To put it another way, although Swiss exporters must meet EU standards when selling to the EU – just as they must meet Japanese standards when selling to Japan – they are not usually obliged to apply those rules to their domestic sales. In consequence, Switzerland enjoys a competitive advantage with no depreciation of its exports to the EU. In 2011, Switzerland’s sales to the EU were, in per capita terms, four-and-a-half times as much as Britain’s.
Could Britain withdraw from the Common Commercial Policy while still calling itself a member of the EU? Probably not, but even here possibilities exist. The most protected element of the EU’s economy is agriculture.
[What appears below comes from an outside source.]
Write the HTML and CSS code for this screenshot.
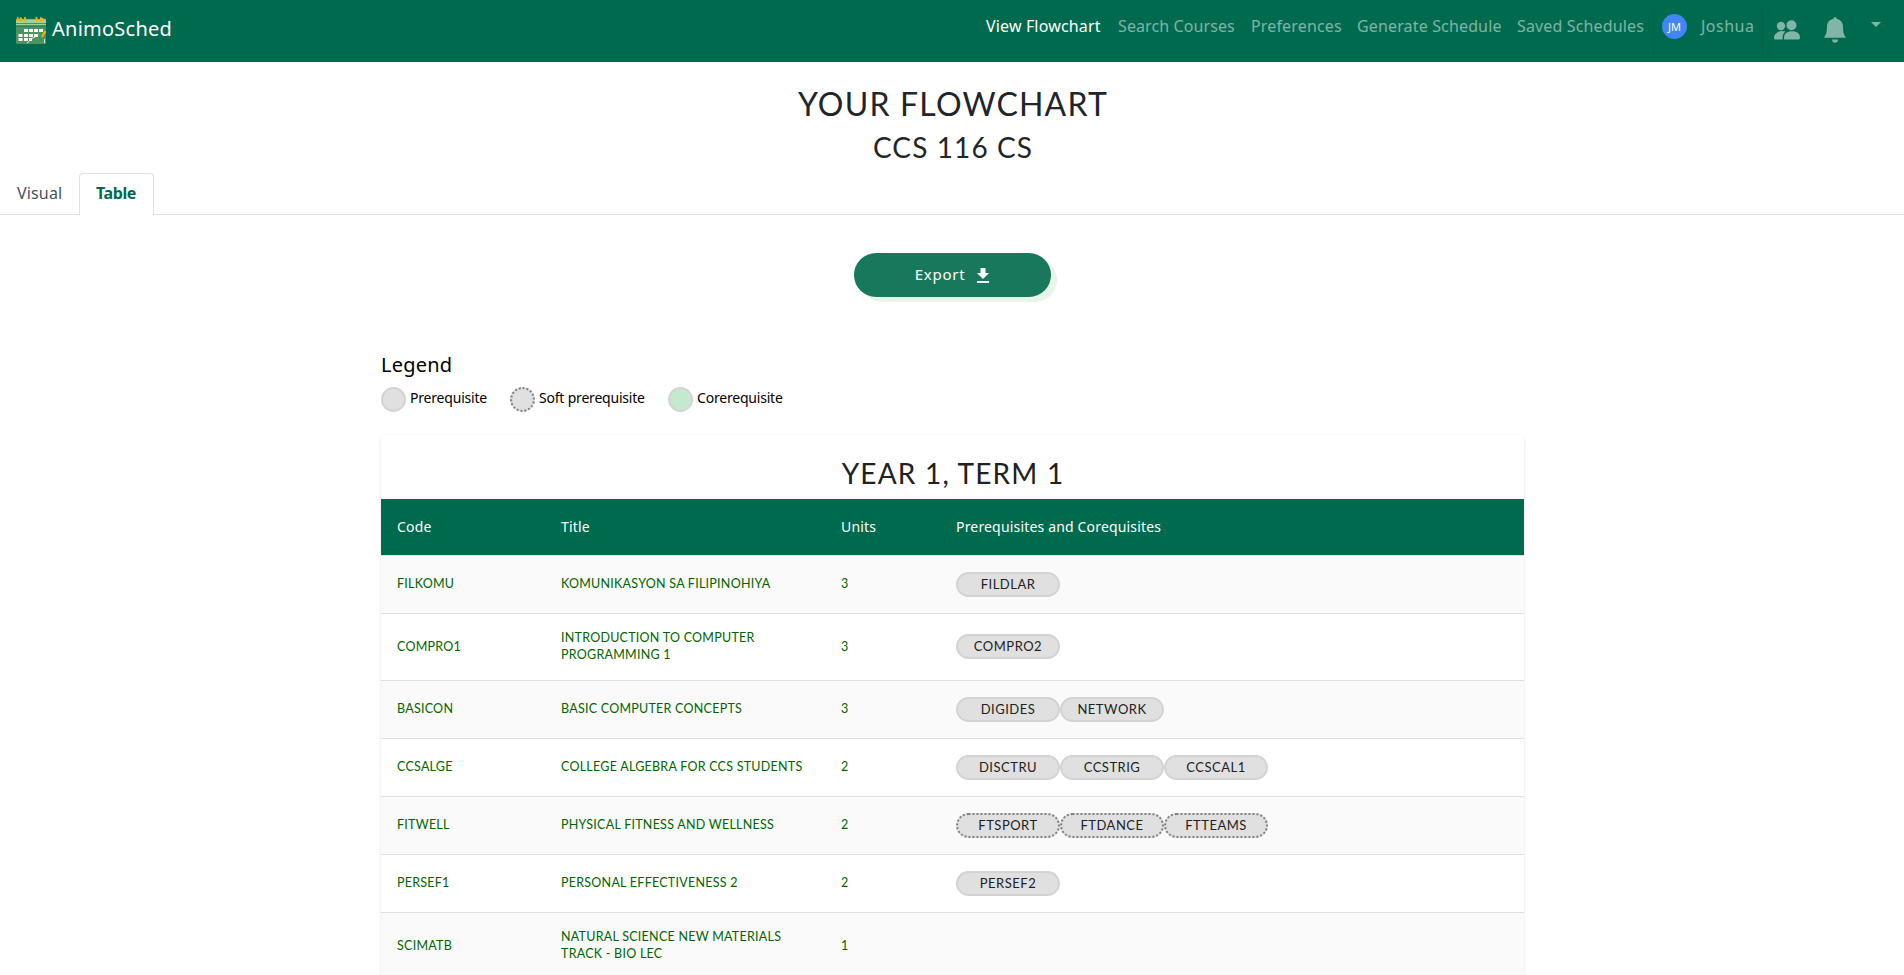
FILE: index.html
```html
<!DOCTYPE html>
<html lang="en">
<head>
<meta charset="utf-8">
<title>AnimoSched</title>
<link rel="stylesheet" href="styles.css">
</head>
<body>
<nav class="navbar">
  <a class="brand">
    <svg class="brand-logo" viewBox="0 0 30 27" width="30" height="27">
      <rect y="2" width="30" height="25" rx="1" fill="#4b9460"/>
      <rect y="2.5" width="30" height="6" fill="#a5d09a"/>
      <rect y="6" width="30" height="1" fill="#4b9460"/>
      <rect y="8.5" width="30" height="1" fill="#1a7050"/>
      <path d="M5 2.5h20" stroke="#c9a32a" stroke-width="1.2"/>
      <path d="M1 .5 3 2.5 1 4.5M4 .5 6 2.5 4 4.5M9 0v5M20.500 0v5" fill="none" stroke="#f5b301" stroke-width="1.7"/>
      <path d="M24 0l6 2.500-6 2.500z" fill="#f5b301"/>
      <path d="M8 12h4v3H8zM13 12h4v3h-4zM18 12h4v3h-4zM23 12h4v3h-4zM2.500 17h4v3h-4zM8 17h4v3H8zM13 17h4v3h-4zM18 17h4v3h-4zM2.500 21h4v3h-4zM8 21h4v3H8zM13 21h3v3h-3z" fill="#fff"/>
      <path d="M15 27c3-5 6-6.500 12-6.500l-1 3 2 1v2.500z" fill="#4b9460"/>
      <path d="M11 26.500c3-4 6-6 9-7M28.500 22v4" fill="none" stroke="#dceede" stroke-width="1"/>
      <path d="M26 20l3.500-6" stroke="#f5b301" stroke-width="2"/>
    </svg>
    <span class="brand-name">AnimoSched</span>
  </a>
  <div class="nav-links">
    <a class="nav-link nav-flowchart active">View Flowchart</a>
    <a class="nav-link nav-search">Search Courses</a>
    <a class="nav-link nav-preferences">Preferences</a>
    <a class="nav-link nav-generate">Generate Schedule</a>
    <a class="nav-link nav-saved">Saved Schedules</a>
    <div class="account"><span class="avatar">JM</span><a class="nav-link nav-user">Joshua</a></div>
    <svg class="friends" viewBox="0 0 26 20" width="26" height="20" fill="currentColor">
      <circle cx="17.500" cy="5.200" r="5"/><circle cx="7" cy="6" r="4.200"/>
      <path d="M10 19.500V17.500C10 14 13 11.300 18 11.300s8 2.700 8 6.200q0 2-1.500 2h-13Q10 19.500 10 19.500z"/>
      <path d="M11.500 11.600C9.500 13 8.600 15 8.600 17.500v2H1.500Q0 19.500 0 18c0-3.800 3.500-7 8-7q2 0 3.500.6z"/>
    </svg>
    <svg class="bell" viewBox="0 0 22 26" width="22" height="26" fill="currentColor">
      <path d="M11 0c1 0 1.500.8 1.500 1.700C16.500 2.500 19 5.500 19 9.500c0 6.500 1.500 9 3 11.200H0C1.500 18.500 3 16 3 9.500c0-4 2.500-7 6.500-7.800C9.500.8 10 0 11 0zM8 22.500h6c0 2-1.300 3.300-3 3.300s-3-1.300-3-3.300z"/>
    </svg>
    <svg class="caret" viewBox="0 0 10 5" width="10" height="5" fill="currentColor"><path d="M0 0h10L5 5z"/></svg>
  </div>
</nav>
<main>
  <header class="page-head">
    <h1 class="page-title">YOUR FLOWCHART</h1>
    <h2 class="page-subtitle">CCS 116 CS</h2>
  </header>
  <div class="tabs">
    <a class="tab"><span class="tab-visual">Visual</span></a>
    <a class="tab selected"><span class="tab-table">Table</span></a>
  </div>
  <div class="actions">
    <button class="export"><span class="export-label">Export</span>
      <svg viewBox="0 0 12 15" width="12" height="15" fill="currentColor"><path d="M3.500 0h5v5H12L6 11 0 5h3.500zM0 13h12v2H0z"/></svg>
    </button>
  </div>
  <section class="content">
    <h3 class="legend-title">Legend</h3>
    <div class="legend">
      <span class="dot"></span><span class="legend-text lt-pre">Prerequisite</span>
      <span class="dot soft"></span><span class="legend-text lt-soft">Soft prerequisite</span>
      <span class="dot co"></span><span class="legend-text lt-co">Corerequisite</span>
    </div>
    <div class="card">
      <h2 class="term">YEAR 1, TERM 1</h2>
      <div class="row head"><span>Code</span><span>Title</span><span>Units</span><span class="head-req">Prerequisites and Corequisites</span></div>
      <div class="row odd"><span>FILKOMU</span><span>KOMUNIKASYON SA FILIPINOHIYA</span><span>3</span><div class="pills"><span class="pill">FILDLAR</span></div></div>
      <div class="row tall"><span>COMPRO1</span><span>INTRODUCTION TO COMPUTER<br>PROGRAMMING 1</span><span>3</span><div class="pills"><span class="pill">COMPRO2</span></div></div>
      <div class="row odd"><span>BASICON</span><span>BASIC COMPUTER CONCEPTS</span><span>3</span><div class="pills"><span class="pill">DIGIDES</span><span class="pill">NETWORK</span></div></div>
      <div class="row"><span>CCSALGE</span><span>COLLEGE ALGEBRA FOR CCS STUDENTS</span><span>2</span><div class="pills"><span class="pill">DISCTRU</span><span class="pill">CCSTRIG</span><span class="pill">CCSCAL1</span></div></div>
      <div class="row odd"><span>FITWELL</span><span>PHYSICAL FITNESS AND WELLNESS</span><span>2</span><div class="pills"><span class="pill soft">FTSPORT</span><span class="pill soft">FTDANCE</span><span class="pill soft">FTTEAMS</span></div></div>
      <div class="row"><span>PERSEF1</span><span>PERSONAL EFFECTIVENESS 2</span><span>2</span><div class="pills"><span class="pill">PERSEF2</span></div></div>
      <div class="row odd tall"><span>SCIMATB</span><span>NATURAL SCIENCE NEW MATERIALS<br>TRACK - BIO LEC</span><span>1</span><div class="pills"></div></div>
    </div>
  </section>
</main>
</body>
</html>
```
FILE: styles.css
```css
* { box-sizing: border-box; }
body {
  margin: 0;
  height: 975px;
  overflow: hidden;
  background: #fff;
  color: #212529;
  font-family: "Noto Sans", "Open Sans", sans-serif;
  font-size: 16px;
  line-height: 24px;
}
h1, h2, h3 { margin: 0; font-weight: 400; }
svg { display: block; flex: none; }

.navbar {
  display: flex;
  justify-content: space-between;
  height: 62px;
  background: #006a4e;
  border-bottom: 1px solid #066046;
}
.brand { display: flex; padding: 17px 0 0 16px; color: #fff; }
.brand-name { margin: 0 0 0 6px; font-size: 20px; letter-spacing: .25px; white-space: nowrap; }
.nav-links { display: flex; align-items: flex-start; padding-top: 6px; color: rgba(255, 255, 255, .5); }
.nav-link { padding-top: 8px; white-space: nowrap; letter-spacing: .15px; }
.nav-user { letter-spacing: .5px; }
.active { color: #fff; }
.nav-flowchart { width: 132px; }
.nav-search { width: 133px; letter-spacing: .1px; }
.nav-preferences { width: 106px; }
.nav-generate { width: 160px; }
.nav-saved { width: 136px; }
.account {
  display: flex;
  width: 110px;
  height: 48px;
  border: solid #086045;
  border-width: 0 1px;
  padding-left: 8px;
}
.avatar {
  width: 25px;
  height: 25px;
  margin: 8px 14px 0 0;
  border-radius: 50%;
  background: #4285f4;
  color: #fff;
  font-size: 11px;
  line-height: 25px;
  text-align: center;
}
.friends { margin: 14px 0 0 11px; }
.bell { margin: 11px 0 0 24px; }
.caret { margin: 16px 23px 0 25px; }

.page-head { height: 111px; padding: 22px 0 0 2px; font-family: Lato, sans-serif; text-align: center; }
.page-title { font-size: 32px; line-height: 40px; letter-spacing: 1.2px; }
.page-subtitle { margin-top: 5px; font-size: 28px; line-height: 36px; letter-spacing: 1.1px; }
.tabs { display: flex; height: 42px; border-bottom: 1px solid #dee2e6; }
.tab { height: 42px; padding: 8px 17px; width: 79px; color: #495057; letter-spacing: .15px; }
.tab.selected {
  width: 75px;
  padding: 7px 16px;
  border: 1px solid #dee2e6;
  border-bottom: 0;
  border-radius: 4px 4px 0 0;
  background: #fff;
  color: #006a4e;
  font-weight: 700;
  letter-spacing: -.4px;
}
.actions { display: flex; justify-content: center; padding-top: 38px; }
.export {
  display: flex;
  align-items: center;
  justify-content: center;
  gap: 12px;
  width: 197px;
  height: 44px;
  border: 0;
  border-radius: 22px;
  background: #17785c;
  box-shadow: 6px 5px 0 #e8f5e9;
  color: #fff;
  font: 15px/24px "Noto Sans", "Open Sans", sans-serif;
}
.export-label { letter-spacing: .75px; margin-top: -2px; }

.content { width: 1143px; margin: 55px auto 0 381px; color: #000; }
.legend-title { font-size: 20px; line-height: 25px; letter-spacing: .2px; }
.legend { display: flex; height: 25px; margin-top: 10px; font-size: 14px; line-height: 22px; }
.dot { width: 25px; height: 25px; border: 2px solid #d3d3d3; border-radius: 50%; background: #e0e0e0; }
.dot.co { background: #c5e9cf; }
.dot.soft { border: 2px dotted gray; }
.legend-text { padding-left: 4px; letter-spacing: -.2px; white-space: nowrap; }
.lt-pre { width: 104px; }
.lt-soft { width: 133px; }

.card {
  margin-top: 23px;
  border-radius: 4px;
  box-shadow: 0 1px 3px rgba(0, 0, 0, .12);
}
.term { height: 64px; padding: 20px 0 0 1px; color: #212121; font: 28px/36px Lato, sans-serif; letter-spacing: 1.2px; text-align: center; }
.row {
  display: grid;
  grid-template-columns: 164px 280px 115px 1fr;
  align-items: center;
  height: 58px;
  padding: 0 0 1px 16px;
  border-top: 1px solid #e0e0e0;
  background: #fff;
  color: #006400;
  font-family: Lato, sans-serif;
  font-size: 12.5px;
  line-height: 17px;
  letter-spacing: .25px;
}
.row > span { padding-bottom: 1px; }
.row.odd { background: #fafafa; }
.row.tall { height: 67px; padding-bottom: 1px; }
.row.head { height: 56px; border: 0; background: #006a4e; color: #fff; font-family: "Noto Sans", sans-serif; font-size: 14px; letter-spacing: .17px; }
.row.head > span { padding-bottom: 0; }
.pills { display: flex; }
.pill {
  width: 104px;
  height: 25px;
  border: 2px solid #d3d3d3;
  border-radius: 12.5px;
  background: #e0e0e0;
  color: #212121;
  font-size: 13px;
  line-height: 20px;
  letter-spacing: .5px;
  text-align: center;
}
.pill.soft { border: 2px dotted gray; }
```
Recent reforms have seen a shift in the CAP away from guaranteed prices toward direct subsidies, paid at national level. Having come this far, it is much more feasible for a county to opt out altogether, which would mean, in practice, withdrawal from the largest element of Euro-tariffs.
When it comes to services, the rules are still being developed. There are growing areas of the economy where, in practice, no external tariff applies.
And, of course, as the WTO lowers tariffs on all goods worldwide, the issue becomes easier to resolve.
Britain needs to be clear about its national interest. It is a trading nation, with few natural resources, dependent on what it buys and sells. The central economic fact of this century is the embourgeoisement of what we still think of as developing countries. Britain’s exports to the rest of the world are rising as its trade with the EU dwindles. Europe is altogether too small.